Riot (1969, USA)
“They exploded the ugliest riot in prison history to cover their dangerous, desperate break for freedom.” So says the film’s tag-line. But it’s nonsense. This is the prison riot you have when you’re not having a prison riot.
The film is based on a book by Frank Elli, who did 20-odd years in the nick, so he should know what he’s talking about. It is supposedly based on a real incident in Minnesota; perhaps the 1953 Stillwater riot. Or alternatively the Montana State Prison riot of 1959. Or the Michigan riot at Jackson in 1953. All have been cited as possible influences. In any event, given Elli’s background (even if he didn’t get to write the screenplay), and the fact that it is entirely filmed at the Arizona State Prison, with real inmates, and it also has the prison’s real warden, Frank Eyman, cast as himself, it should at least be a little bit authentic.
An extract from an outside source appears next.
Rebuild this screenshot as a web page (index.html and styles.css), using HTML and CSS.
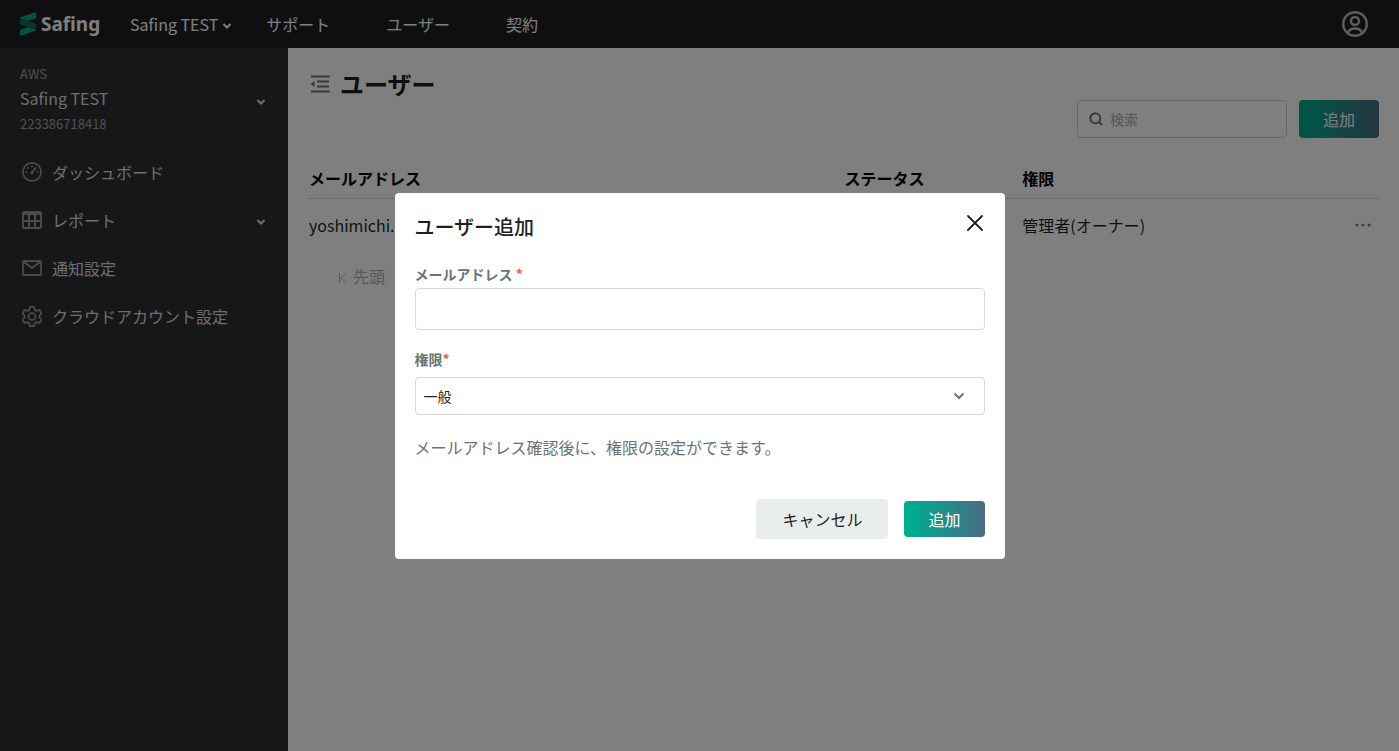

Cully Briston (Jim Brown) is caught in possession of a jar of raisin-jack and is taken by a spiteful guard to the isolation block. When the gate is opened, the guard is overpowered by the block’s 19 prisoners, who have managed to free themselves from their cells. They take more hostages. The prisoners’ brash leader, Big Red Fraker (Gene Hackman), is keen to lead a mass escape (in broad daylight) using some gasoline, some rope and a grappling hook they have stooked away. Cully informs him that the gear was seized by the guards the day before. There seems to be a lack of a Plan B.
Cully is thrust very reluctantly into a leadership role. He is calm, practical, compassionate, strategic – cast in the quiet, heroic mould. Plus he seems to be the only one who can control Surefoot (Ben Carruthers), a maniacal Native American. His level-headedness is sorely needed: armed guards soon fill every inch of the parapet, guns raised, ready to shoot.
Cully and Red devise a Plan B. Red tells the guards that they are protesting about conditions at the prison, and have a long list of grievances drawn up. Red tells the guards that if any of them is shot, they will start killing hostages; the inmates then strut around the prison with impunity. They decide not to tell the guards that they have restarted work on an escape tunnel that someone rather conveniently remembers has just been lying there, part-finished. Handy, huh? Pure Minnesota 1953, without doubt.
And the ugliest riot ever? Well, they keep referring to it as a riot, but there’s no wholesale smashing and burning, just a stand-off with some hostages and lots of prisoners getting drunk on a new batch of raisin-jack. There’s some untidiness, sure. Some gay inmates put on a drag show, which is ugly but far from riotous. And there’s the escape bid, which almost seems incidental at times.
There are plenty worse prison films. The interplay between Cully and Red is engaging enough, but the story just drifts along, gathering little or no tension along the way. Will they get out? Will the hostages survive? Will the prisoners all get blown to bits? It doesn’t seem that important, really. There’s more suspense around whether Surefoot will tire of being outwitted and outmuscled by Cully and will kill him.
It does provide a very good lesson for prison managers, though: fill in abandoned tunnels that the prisoners know about.
Posted on August 3rd, 2011 at 9:30 pm. Updated on August 3rd, 2011 at 9:30 pm.